Era o seu último dia como funcionária de uma loja de doces. Mãe de dois guris, um de cinco anos e outro de três meses, ela não encontrou vaga em creche próxima de sua residência. “Hoje eu só consegui encaminhar os papéis porque meu marido conseguiu uma folga. Vamos comprometer parte da renda da família por isso”, explicou Andreza.
“Eles (vereadores) deveriam se preocupar com essas questões. Eles podem resolver o problema de centenas de mulheres que a exemplo da Andreza, tem de abrir mão da estabilidade. A gente tem problema de emprego nessa cidade, as mulheres têm de abrir da estabilidade porque não têm onde deixar o filho na creche”, alerta Tarciel, em crítica à interferência dos parlamentares na negociação sindical.
Apesar da pressão, o que fez o sindicato não baixar a guarda, de acordo com o presidente, foi o apoio da categoria. Desse período surgiu o bordão “tamojunto”. “Os comerciários diziam: deixa que eles falem, porque nós que estamos mandando aqui, não sou eu que mando, são eles. A categoria começou a me proteger e meio que virou uma marca do Tarciel. Eu saia na rua e as pessoas gritavam do outro lado da rua “e aí, tamojunto”. E não só dos comerciários, trabalhadores de outras categorias também”.

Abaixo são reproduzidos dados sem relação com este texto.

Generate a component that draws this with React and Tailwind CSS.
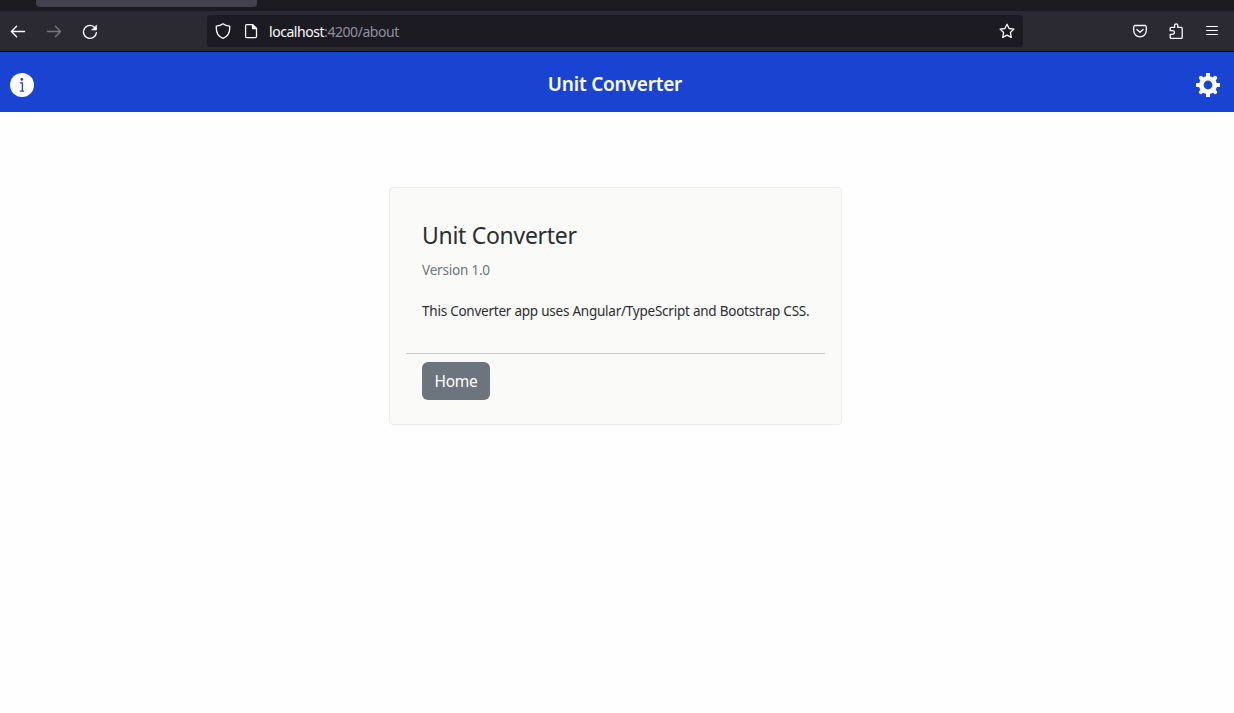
function Stroke({ children, className = 'text-[#fbfbfe]', width = 1.3 }) {
  return (
    <svg viewBox="0 0 16 16" className={`block h-4 w-4 shrink-0 ${className}`} fill="none" stroke="currentColor" strokeWidth={width} strokeLinecap="round" strokeLinejoin="round">
      {children}
    </svg>
  );
}

function BrowserChrome() {
  return (
    <div className="h-[52px] border-b border-[#0c0c0d] bg-[#2b2a33]">
      <div className="h-[11px] bg-[#1c1b22] pl-9">
        <div className="h-[7px] w-[221px] rounded-b bg-[#42414d]" />
      </div>
      <div className="flex h-10 items-center pl-[10px] pr-[14px]">
        <div className="flex w-[197px] gap-5 pt-px">
          <Stroke width={1.3}><path d="M14.6 7.5H1.4M6.6 2.2L1.4 7.5L6.6 12.8" /></Stroke>
          <Stroke className="text-[#77767c]" width={1.3}><path d="M1.4 7.5H14.6M9.4 2.2L14.6 7.5L9.4 12.8" /></Stroke>
          <Stroke width={1.4}>
            <path d="M13 3.8A6.5 6.5 0 1 0 14.4 8.6" />
            <path d="M14.6 1.3V6H9.9Z" fill="currentColor" strokeWidth="0.6" />
          </Stroke>
        </div>
        <div className="flex h-8 w-[816px] items-center rounded bg-[#1c1b22] pl-2 pr-2">
          <Stroke><path d="M8 .8C6 2.4 3.5 3 1.3 3.2C.9 9.2 2.7 13.4 8 15.4C13.3 13.4 15.1 9.2 14.7 3.2C12.5 3 10 2.4 8 .8Z" /></Stroke>
          <div className="ml-3">
            <Stroke>
              <path d="M9.6 1.6H3.6A1 1 0 0 0 2.6 2.6V13.6A1 1 0 0 0 3.6 14.6H12.5A1 1 0 0 0 13.5 13.6V5.5Z" />
              <path d="M9.5 1.6V5.6H13.5Z" fill="currentColor" />
            </Stroke>
          </div>
          <div className="ml-[10px] pt-[2px] font-['Noto_Sans','Open_Sans',sans-serif] text-[14px] leading-5 tracking-[-0.45px] text-[#8f8f9d]">
            <span className="text-[#fbfbfe]">localhost</span>:4200/about
          </div>
          <div className="ml-auto">
            <Stroke><path d="M8 1.2L10.1 5.5L14.9 6.1L11.4 9.5L12.3 14.4L8 12.1L3.7 14.4L4.6 9.5L1.1 6.1L5.9 5.5Z" /></Stroke>
          </div>
        </div>
        <div className="ml-auto flex gap-5">
          <Stroke>
            <path d="M3.2 2.5H12.8A1.4 1.4 0 0 1 14.3 4V7.5A6.3 6.3 0 0 1 1.7 7.5V4A1.4 1.4 0 0 1 3.2 2.5Z" />
            <path d="M4.9 6.4L8 9.2L11.1 6.4" />
          </Stroke>
          <Stroke>
            <path d="M2.2 7.5V5.4A1 1 0 0 1 3.2 4.4H6.6V2.4A1.6 1.6 0 0 1 9.8 2.4V4.4H13.2A1 1 0 0 1 14.2 5.4V14.4A1 1 0 0 1 13.2 15.4H3.2A1 1 0 0 1 2.2 14.4V11.3H4.6A1.8 1.8 0 0 0 4.6 7.7H2.2Z" />
          </Stroke>
          <Stroke width={1.2}><path d="M2.6 3.5H13.4M2.6 7.5H13.4M2.6 11.5H13.4" /></Stroke>
        </div>
      </div>
    </div>
  );
}

function AppHeader() {
  return (
    <header className="flex h-[60px] items-center justify-between bg-[#1944d2] pl-[10px] pr-[14px] pt-[6px] text-white">
      <svg viewBox="0 0 24 24" className="h-6 w-6" aria-label="About">
        <circle cx="12" cy="12" r="12" fill="currentColor" />
        <circle cx="11.8" cy="6.4" r="1.4" fill="#1944d2" />
        <path d="M9.8 9.8H12.4V18M9.8 18.2H14.2" fill="none" stroke="#1944d2" strokeWidth="1.3" />
      </svg>
      <h1 className="pb-[2px] font-['Noto_Sans','Open_Sans',sans-serif] text-[19px] font-semibold leading-7 tracking-[-0.2px]">Unit Converter</h1>
      <svg viewBox="0 0 24 24" className="h-6 w-6" aria-label="Settings">
        <g fill="none" stroke="currentColor">
          <circle cx="12" cy="12" r="6.75" strokeWidth="4.7" />
          <path d="M12 0V4M12 20V24M0 12H4M20 12H24" strokeWidth="4" />
          <path d="M4.8 4.8L6.5 6.5M17.5 17.5L19.2 19.2M4.8 19.2L6.5 17.5M17.5 6.5L19.2 4.8" strokeWidth="4" strokeLinecap="round" />
        </g>
      </svg>
    </header>
  );
}

function AboutCard() {
  return (
    <section className="ml-[389px] mt-[75px] h-[238px] w-[453px] rounded border border-[#ededed] bg-[#fafaf8] px-4 pt-[31px] text-[#2b2e31]">
      <div className="h-[135px] border-b border-[#cccccb] px-4">
        <h2 className="whitespace-nowrap text-[23px] leading-[32px] tracking-[-0.3px]">Unit Converter</h2>
        <p className="mt-[9px] text-[13.5px] leading-5 tracking-[-0.2px] text-[#6c757d]">Version 1.0</p>
        <p className="mt-[21px] whitespace-nowrap text-[13.5px] leading-5 tracking-[-0.235px]">This Converter app uses Angular/TypeScript and Bootstrap CSS.</p>
      </div>
      <button className="ml-4 mt-2 h-[38px] w-[68px] rounded-md bg-[#6c757d] pt-[2px] text-[15.5px] tracking-[-0.3px] text-white">Home</button>
    </section>
  );
}

export default function App() {
  return (
    <div className="h-[713px] w-[1234px] overflow-hidden bg-[#fefefe] font-['Noto_Sans','Open_Sans',sans-serif]">
      <BrowserChrome />
      <AppHeader />
      <AboutCard />
    </div>
  );
}
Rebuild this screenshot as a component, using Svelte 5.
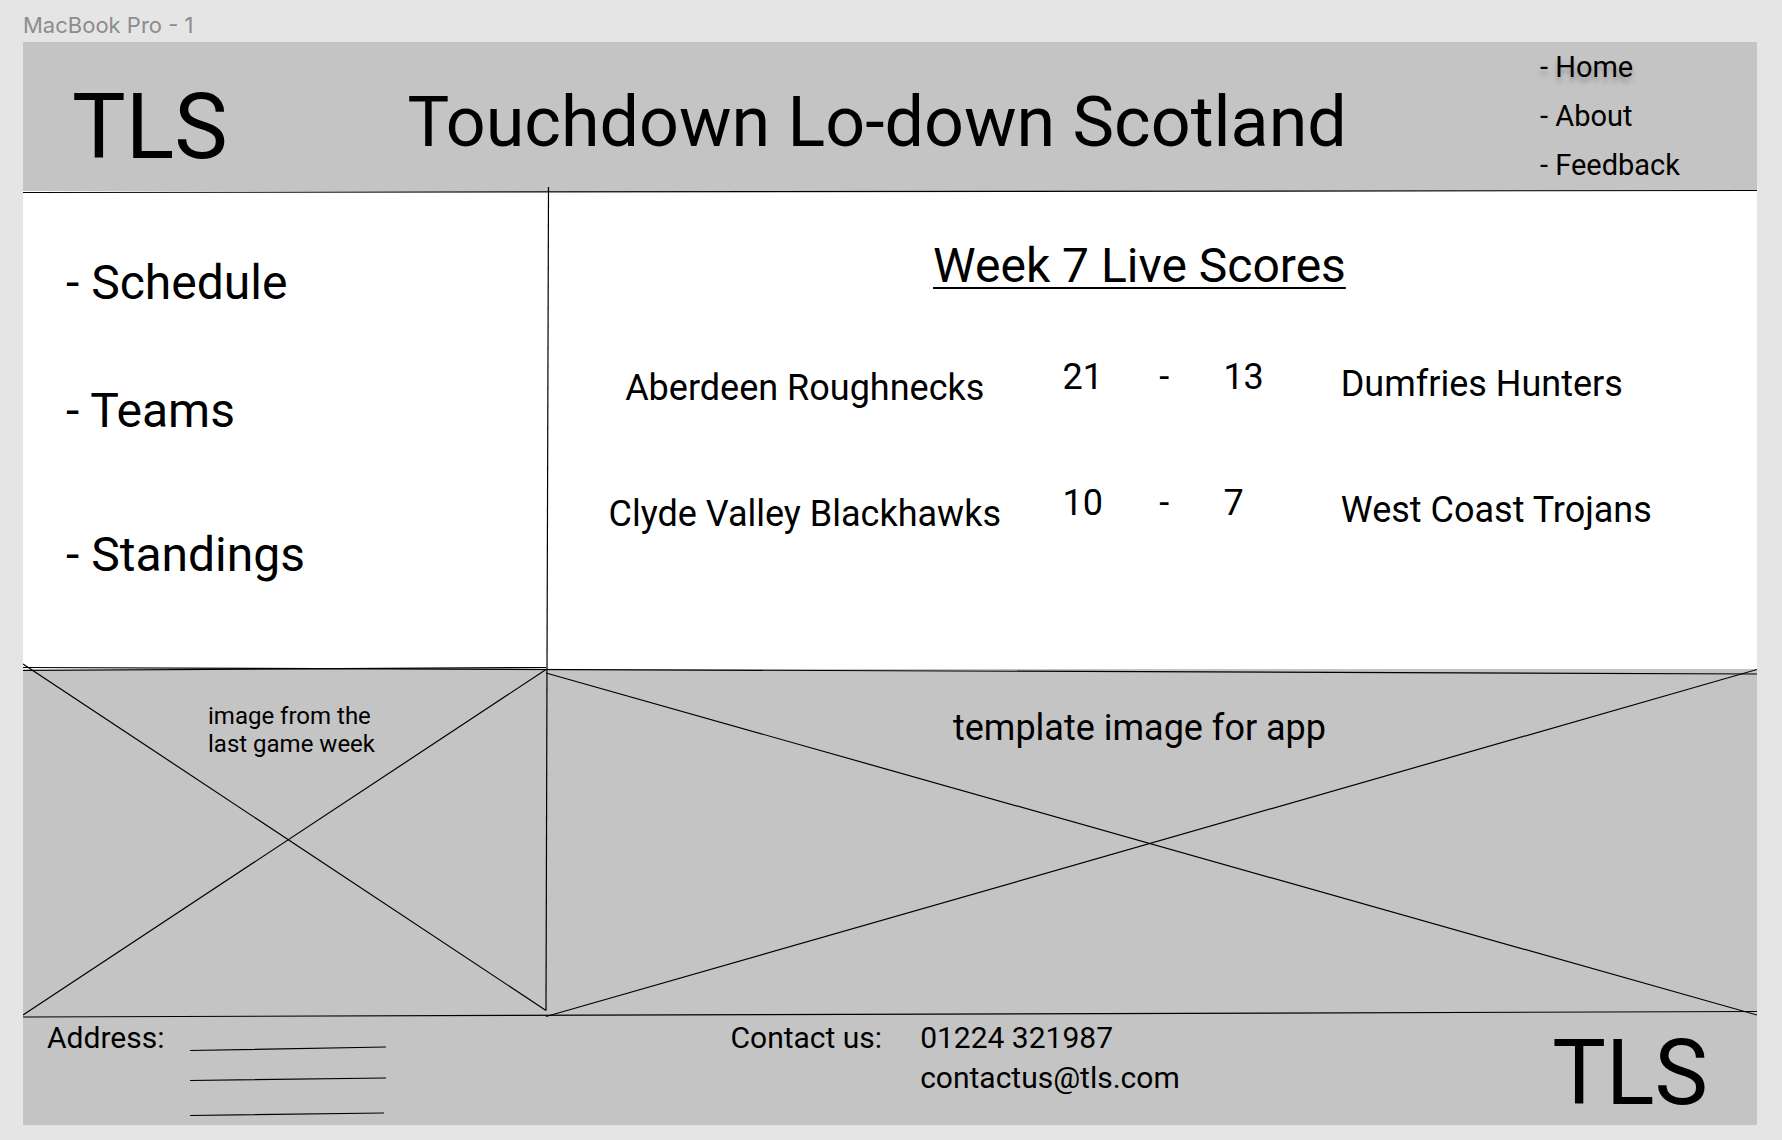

Depois de aprovado o piso e as condições de trabalho aos domingos, o representante relembra a proposta inicial e compara com a atual. Na primeira negociação, o piso oferecido era de R$ 1.310,00. “Todo mundo falava que era um baita salário e que o sindicato era ruim porque não deixava a empresa vir. Nós dizíamos: estamos negociando e nós queremos que não só essa empresa, mas várias venham para cá. Para todos esses que nos acusaram, se nós chegássemos agora e falássemos: a proposta é R$ 1.450 que estamos fechando. E se nós tivéssemos fechado em R$ 1.310, como a maioria da população queria? Quem aqui estava errado?”, questiona.